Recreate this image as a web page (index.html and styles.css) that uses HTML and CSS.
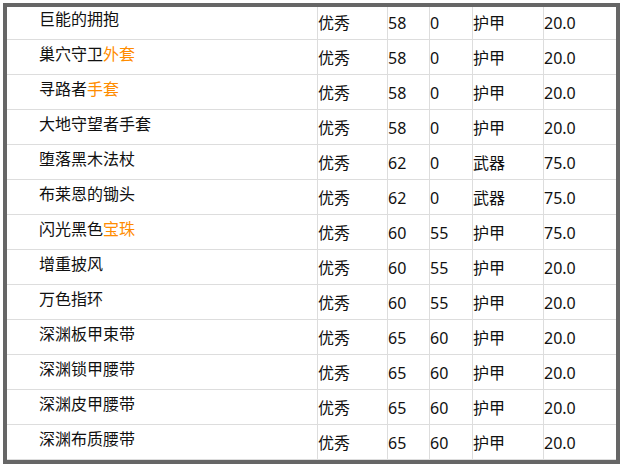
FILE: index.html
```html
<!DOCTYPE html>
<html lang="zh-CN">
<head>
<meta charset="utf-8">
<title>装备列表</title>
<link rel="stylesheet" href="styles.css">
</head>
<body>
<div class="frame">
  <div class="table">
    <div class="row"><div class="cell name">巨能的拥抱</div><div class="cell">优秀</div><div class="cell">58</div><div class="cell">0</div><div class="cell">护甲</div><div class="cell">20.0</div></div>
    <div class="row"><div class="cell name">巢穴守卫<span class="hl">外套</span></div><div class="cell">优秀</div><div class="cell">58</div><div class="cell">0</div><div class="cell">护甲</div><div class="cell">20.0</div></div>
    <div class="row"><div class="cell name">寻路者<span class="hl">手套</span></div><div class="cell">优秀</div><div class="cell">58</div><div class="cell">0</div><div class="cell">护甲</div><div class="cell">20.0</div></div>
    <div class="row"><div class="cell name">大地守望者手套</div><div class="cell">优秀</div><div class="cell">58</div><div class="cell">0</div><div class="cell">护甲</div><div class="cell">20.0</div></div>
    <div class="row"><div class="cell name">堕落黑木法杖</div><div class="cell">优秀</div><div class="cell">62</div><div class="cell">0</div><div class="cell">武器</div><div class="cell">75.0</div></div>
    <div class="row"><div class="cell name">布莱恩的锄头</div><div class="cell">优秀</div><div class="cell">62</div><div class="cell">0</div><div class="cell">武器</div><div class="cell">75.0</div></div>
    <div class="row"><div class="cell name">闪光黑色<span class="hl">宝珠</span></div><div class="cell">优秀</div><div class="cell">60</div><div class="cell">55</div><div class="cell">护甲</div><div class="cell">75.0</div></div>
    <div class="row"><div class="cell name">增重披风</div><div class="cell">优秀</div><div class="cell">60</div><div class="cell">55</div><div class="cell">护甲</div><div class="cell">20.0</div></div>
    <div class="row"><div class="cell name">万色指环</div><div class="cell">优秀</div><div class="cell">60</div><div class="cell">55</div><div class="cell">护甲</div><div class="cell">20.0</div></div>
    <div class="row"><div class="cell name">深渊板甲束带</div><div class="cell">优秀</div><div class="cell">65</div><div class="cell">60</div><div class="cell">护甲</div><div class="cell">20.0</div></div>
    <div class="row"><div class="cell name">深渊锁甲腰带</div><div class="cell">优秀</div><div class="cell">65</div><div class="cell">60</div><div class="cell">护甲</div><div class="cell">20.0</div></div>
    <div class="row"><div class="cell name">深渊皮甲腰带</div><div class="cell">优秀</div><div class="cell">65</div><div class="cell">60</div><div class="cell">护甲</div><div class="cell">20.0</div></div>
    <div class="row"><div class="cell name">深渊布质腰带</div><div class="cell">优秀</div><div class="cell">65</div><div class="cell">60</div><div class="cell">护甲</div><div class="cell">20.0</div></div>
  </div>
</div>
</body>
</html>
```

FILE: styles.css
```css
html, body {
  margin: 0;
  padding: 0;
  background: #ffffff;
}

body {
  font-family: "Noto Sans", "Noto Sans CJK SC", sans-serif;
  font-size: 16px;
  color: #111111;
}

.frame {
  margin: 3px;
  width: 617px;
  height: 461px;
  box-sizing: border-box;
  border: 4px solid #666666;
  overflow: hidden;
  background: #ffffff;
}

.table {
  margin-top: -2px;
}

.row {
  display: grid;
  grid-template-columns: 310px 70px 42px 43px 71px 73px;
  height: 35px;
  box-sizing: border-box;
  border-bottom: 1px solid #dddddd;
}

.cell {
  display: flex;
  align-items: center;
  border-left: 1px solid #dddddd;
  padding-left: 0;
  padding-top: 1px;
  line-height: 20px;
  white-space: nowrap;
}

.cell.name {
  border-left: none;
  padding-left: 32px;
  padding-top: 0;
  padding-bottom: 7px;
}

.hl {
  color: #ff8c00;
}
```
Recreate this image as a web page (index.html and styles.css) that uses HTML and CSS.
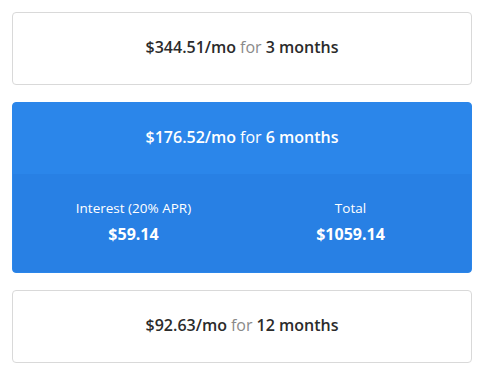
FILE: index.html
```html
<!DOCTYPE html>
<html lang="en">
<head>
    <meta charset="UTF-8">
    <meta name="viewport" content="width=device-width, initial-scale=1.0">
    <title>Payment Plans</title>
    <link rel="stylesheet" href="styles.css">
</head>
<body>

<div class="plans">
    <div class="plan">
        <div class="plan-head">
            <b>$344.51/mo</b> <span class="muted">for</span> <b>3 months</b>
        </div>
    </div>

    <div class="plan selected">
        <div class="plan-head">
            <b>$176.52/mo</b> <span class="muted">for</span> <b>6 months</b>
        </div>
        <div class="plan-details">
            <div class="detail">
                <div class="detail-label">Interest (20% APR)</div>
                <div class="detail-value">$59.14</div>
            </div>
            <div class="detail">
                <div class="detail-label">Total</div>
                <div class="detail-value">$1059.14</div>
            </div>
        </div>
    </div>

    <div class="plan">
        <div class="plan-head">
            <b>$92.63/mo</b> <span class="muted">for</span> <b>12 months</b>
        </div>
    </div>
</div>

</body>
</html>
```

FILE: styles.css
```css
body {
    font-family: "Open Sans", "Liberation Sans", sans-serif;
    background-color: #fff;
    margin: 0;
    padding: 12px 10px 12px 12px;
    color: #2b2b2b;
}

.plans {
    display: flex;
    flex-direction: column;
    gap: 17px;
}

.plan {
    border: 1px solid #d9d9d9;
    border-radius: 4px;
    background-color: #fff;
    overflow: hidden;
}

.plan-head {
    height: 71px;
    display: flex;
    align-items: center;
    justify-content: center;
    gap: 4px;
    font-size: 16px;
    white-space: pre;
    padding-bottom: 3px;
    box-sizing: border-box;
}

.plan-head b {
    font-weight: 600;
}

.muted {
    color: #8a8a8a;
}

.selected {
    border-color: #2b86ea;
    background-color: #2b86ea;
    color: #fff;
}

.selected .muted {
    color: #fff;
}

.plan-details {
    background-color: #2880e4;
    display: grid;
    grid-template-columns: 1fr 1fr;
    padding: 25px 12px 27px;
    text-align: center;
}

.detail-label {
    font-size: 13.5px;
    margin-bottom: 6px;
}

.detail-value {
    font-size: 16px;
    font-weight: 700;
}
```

:::::

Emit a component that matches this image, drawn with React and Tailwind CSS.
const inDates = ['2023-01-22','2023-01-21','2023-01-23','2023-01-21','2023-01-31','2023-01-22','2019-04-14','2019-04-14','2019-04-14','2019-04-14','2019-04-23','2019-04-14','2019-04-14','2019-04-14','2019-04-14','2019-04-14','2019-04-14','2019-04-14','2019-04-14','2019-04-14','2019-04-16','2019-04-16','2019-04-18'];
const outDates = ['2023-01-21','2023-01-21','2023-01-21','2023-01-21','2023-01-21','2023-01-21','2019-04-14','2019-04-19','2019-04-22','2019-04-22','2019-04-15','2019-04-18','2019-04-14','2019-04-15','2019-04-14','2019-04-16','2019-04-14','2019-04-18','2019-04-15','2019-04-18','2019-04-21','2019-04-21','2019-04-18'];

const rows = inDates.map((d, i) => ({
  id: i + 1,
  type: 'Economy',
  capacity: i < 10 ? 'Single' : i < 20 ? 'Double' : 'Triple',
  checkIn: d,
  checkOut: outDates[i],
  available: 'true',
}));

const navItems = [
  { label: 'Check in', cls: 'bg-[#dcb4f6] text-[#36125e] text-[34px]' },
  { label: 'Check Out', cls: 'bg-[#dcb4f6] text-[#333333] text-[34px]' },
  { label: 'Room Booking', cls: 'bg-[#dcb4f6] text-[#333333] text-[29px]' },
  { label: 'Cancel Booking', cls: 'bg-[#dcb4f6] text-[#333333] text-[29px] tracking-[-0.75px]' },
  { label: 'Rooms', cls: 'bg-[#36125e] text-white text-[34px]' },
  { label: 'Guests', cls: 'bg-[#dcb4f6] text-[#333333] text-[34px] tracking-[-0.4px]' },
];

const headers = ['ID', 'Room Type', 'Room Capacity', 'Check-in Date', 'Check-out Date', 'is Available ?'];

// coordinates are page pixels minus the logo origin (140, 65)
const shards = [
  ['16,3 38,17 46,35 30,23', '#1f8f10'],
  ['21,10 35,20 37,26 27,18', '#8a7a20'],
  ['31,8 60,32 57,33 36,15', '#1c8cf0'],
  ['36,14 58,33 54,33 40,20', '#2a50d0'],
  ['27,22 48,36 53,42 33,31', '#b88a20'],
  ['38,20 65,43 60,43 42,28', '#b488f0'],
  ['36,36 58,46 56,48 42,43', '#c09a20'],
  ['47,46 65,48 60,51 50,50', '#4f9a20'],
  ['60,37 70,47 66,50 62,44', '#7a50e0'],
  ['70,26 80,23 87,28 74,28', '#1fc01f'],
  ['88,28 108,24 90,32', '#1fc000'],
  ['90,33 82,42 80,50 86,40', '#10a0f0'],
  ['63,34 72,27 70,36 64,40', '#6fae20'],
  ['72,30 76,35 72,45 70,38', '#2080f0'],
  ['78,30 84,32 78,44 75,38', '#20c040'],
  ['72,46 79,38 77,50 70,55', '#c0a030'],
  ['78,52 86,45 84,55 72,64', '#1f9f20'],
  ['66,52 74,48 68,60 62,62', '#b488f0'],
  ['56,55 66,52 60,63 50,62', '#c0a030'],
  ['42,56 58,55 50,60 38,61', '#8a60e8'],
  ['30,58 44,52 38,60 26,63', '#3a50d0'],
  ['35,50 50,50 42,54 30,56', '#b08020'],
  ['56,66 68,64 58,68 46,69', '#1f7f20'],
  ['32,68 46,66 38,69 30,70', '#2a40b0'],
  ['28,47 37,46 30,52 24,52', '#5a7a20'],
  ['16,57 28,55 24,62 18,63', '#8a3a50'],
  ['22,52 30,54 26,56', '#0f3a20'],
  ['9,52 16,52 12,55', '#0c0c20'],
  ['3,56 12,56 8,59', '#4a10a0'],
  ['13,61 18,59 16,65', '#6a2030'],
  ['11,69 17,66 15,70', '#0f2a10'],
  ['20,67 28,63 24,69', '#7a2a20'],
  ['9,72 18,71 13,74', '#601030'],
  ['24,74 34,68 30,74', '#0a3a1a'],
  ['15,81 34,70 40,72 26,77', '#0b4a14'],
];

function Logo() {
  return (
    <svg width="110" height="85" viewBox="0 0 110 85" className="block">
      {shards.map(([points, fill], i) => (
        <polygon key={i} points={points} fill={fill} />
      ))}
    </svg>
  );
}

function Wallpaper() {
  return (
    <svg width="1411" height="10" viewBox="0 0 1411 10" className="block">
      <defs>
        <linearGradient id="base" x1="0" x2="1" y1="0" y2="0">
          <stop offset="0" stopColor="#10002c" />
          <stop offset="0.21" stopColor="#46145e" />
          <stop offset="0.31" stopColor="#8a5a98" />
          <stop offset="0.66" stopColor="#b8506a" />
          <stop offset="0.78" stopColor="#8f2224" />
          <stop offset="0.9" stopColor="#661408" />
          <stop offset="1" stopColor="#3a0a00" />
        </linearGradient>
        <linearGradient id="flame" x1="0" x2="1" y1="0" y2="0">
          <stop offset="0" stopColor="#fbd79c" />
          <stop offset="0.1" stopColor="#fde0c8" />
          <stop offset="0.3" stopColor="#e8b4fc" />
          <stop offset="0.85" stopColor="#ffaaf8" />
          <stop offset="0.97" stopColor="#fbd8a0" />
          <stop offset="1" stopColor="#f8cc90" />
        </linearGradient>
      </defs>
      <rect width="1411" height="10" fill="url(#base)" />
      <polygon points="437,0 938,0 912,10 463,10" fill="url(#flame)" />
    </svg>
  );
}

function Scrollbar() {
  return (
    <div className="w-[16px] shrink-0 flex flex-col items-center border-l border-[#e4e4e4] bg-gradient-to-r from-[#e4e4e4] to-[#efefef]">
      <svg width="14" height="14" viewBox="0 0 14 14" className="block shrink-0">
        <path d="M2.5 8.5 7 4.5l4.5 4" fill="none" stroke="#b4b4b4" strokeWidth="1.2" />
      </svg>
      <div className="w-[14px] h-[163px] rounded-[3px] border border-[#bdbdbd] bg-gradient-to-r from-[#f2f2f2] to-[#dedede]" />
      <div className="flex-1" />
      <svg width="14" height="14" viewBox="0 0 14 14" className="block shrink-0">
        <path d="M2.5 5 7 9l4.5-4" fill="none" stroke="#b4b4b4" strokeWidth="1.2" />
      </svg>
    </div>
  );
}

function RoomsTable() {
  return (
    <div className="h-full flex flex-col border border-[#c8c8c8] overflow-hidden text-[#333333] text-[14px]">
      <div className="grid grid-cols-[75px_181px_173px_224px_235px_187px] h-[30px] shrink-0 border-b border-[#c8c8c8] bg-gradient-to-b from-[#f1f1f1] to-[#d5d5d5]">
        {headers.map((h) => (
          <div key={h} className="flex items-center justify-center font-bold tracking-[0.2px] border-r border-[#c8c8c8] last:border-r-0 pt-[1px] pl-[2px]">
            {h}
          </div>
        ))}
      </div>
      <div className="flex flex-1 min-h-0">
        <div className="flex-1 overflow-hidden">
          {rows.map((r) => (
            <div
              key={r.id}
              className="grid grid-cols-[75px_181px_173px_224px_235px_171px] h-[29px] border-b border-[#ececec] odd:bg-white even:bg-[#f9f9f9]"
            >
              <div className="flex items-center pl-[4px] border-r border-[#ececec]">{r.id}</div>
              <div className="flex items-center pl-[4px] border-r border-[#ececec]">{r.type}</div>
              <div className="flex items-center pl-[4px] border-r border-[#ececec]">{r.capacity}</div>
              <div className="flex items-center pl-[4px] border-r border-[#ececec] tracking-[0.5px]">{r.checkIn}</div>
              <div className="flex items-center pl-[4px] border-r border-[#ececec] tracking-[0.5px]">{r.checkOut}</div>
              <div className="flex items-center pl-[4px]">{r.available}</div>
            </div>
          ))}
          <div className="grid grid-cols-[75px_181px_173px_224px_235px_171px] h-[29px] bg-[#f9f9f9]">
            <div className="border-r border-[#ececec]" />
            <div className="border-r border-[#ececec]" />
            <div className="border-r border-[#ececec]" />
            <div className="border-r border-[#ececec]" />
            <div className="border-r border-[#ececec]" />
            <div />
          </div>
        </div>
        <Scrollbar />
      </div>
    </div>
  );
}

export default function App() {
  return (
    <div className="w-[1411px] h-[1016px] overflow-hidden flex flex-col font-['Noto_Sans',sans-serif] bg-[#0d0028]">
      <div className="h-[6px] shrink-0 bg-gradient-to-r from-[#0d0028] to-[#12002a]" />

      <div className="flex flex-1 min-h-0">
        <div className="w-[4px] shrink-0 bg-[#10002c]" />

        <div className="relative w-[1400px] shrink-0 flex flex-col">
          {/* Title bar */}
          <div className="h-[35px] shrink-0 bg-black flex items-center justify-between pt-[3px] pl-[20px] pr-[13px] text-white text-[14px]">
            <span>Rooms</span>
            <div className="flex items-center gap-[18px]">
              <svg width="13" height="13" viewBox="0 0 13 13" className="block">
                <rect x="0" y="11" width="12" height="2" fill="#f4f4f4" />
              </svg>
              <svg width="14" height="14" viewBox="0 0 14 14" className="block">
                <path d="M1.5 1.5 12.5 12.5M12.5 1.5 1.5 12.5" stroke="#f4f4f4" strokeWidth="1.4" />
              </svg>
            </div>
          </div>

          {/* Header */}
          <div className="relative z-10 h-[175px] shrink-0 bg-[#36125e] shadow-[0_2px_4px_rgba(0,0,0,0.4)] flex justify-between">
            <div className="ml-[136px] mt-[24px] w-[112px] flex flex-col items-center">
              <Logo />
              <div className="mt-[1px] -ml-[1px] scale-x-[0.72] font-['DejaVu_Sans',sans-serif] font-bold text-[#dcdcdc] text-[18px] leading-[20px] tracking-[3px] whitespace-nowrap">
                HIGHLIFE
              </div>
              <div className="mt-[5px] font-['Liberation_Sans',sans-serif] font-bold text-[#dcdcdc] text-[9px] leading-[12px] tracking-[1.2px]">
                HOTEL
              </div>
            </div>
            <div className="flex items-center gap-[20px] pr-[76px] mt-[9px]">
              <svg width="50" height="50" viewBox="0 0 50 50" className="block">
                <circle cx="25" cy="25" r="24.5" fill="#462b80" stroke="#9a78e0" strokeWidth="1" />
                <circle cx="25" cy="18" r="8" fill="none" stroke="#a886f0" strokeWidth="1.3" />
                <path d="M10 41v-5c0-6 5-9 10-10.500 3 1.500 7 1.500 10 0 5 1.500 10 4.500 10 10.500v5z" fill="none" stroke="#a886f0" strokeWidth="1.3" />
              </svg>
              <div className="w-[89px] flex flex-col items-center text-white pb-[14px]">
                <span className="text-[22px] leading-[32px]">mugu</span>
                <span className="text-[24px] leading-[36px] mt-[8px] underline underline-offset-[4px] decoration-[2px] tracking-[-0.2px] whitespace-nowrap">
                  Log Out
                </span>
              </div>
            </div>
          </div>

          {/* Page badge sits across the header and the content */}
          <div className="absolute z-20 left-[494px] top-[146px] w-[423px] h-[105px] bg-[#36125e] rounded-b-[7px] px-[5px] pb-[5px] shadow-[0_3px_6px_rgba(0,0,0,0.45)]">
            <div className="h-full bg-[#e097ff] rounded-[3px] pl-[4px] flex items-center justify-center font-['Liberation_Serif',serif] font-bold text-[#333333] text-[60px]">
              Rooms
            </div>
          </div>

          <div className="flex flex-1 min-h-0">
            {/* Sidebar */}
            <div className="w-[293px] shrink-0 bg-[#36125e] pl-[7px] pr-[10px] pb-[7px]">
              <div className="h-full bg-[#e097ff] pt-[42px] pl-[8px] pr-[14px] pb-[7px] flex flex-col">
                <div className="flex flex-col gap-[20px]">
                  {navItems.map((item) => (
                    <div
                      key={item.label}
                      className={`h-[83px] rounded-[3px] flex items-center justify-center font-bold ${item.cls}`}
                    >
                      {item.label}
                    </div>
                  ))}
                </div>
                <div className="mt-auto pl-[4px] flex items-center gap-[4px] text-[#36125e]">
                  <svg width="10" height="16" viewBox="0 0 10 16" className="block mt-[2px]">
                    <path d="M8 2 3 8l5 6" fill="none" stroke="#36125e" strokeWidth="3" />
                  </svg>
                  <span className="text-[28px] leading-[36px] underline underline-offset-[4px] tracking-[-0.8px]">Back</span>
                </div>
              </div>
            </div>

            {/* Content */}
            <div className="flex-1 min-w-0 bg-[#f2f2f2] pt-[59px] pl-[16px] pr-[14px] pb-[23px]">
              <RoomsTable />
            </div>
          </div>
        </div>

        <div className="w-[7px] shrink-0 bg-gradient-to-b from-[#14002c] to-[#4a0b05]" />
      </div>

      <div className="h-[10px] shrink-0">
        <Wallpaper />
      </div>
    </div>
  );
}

:::::

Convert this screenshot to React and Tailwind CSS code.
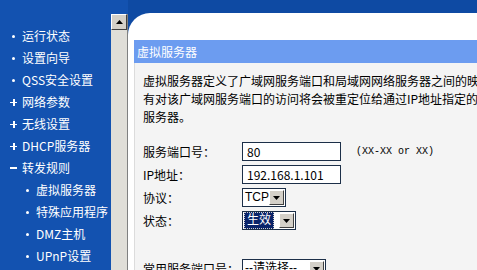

:::::

WORK REQUIRED:
From the records above, copy out the line with "Emit a component", the line with "const headers = ['ID', 'Room", and every line between them, word for word.

TASK ANSWER:
Emit a component that matches this image, drawn with React and Tailwind CSS.
const inDates = ['2023-01-22','2023-01-21','2023-01-23','2023-01-21','2023-01-31','2023-01-22','2019-04-14','2019-04-14','2019-04-14','2019-04-14','2019-04-23','2019-04-14','2019-04-14','2019-04-14','2019-04-14','2019-04-14','2019-04-14','2019-04-14','2019-04-14','2019-04-14','2019-04-16','2019-04-16','2019-04-18'];
const outDates = ['2023-01-21','2023-01-21','2023-01-21','2023-01-21','2023-01-21','2023-01-21','2019-04-14','2019-04-19','2019-04-22','2019-04-22','2019-04-15','2019-04-18','2019-04-14','2019-04-15','2019-04-14','2019-04-16','2019-04-14','2019-04-18','2019-04-15','2019-04-18','2019-04-21','2019-04-21','2019-04-18'];

const rows = inDates.map((d, i) => ({
  id: i + 1,
  type: 'Economy',
  capacity: i < 10 ? 'Single' : i < 20 ? 'Double' : 'Triple',
  checkIn: d,
  checkOut: outDates[i],
  available: 'true',
}));

const navItems = [
  { label: 'Check in', cls: 'bg-[#dcb4f6] text-[#36125e] text-[34px]' },
  { label: 'Check Out', cls: 'bg-[#dcb4f6] text-[#333333] text-[34px]' },
  { label: 'Room Booking', cls: 'bg-[#dcb4f6] text-[#333333] text-[29px]' },
  { label: 'Cancel Booking', cls: 'bg-[#dcb4f6] text-[#333333] text-[29px] tracking-[-0.75px]' },
  { label: 'Rooms', cls: 'bg-[#36125e] text-white text-[34px]' },
  { label: 'Guests', cls: 'bg-[#dcb4f6] text-[#333333] text-[34px] tracking-[-0.4px]' },
];

const headers = ['ID', 'Room Type', 'Room Capacity', 'Check-in Date', 'Check-out Date', 'is Available ?'];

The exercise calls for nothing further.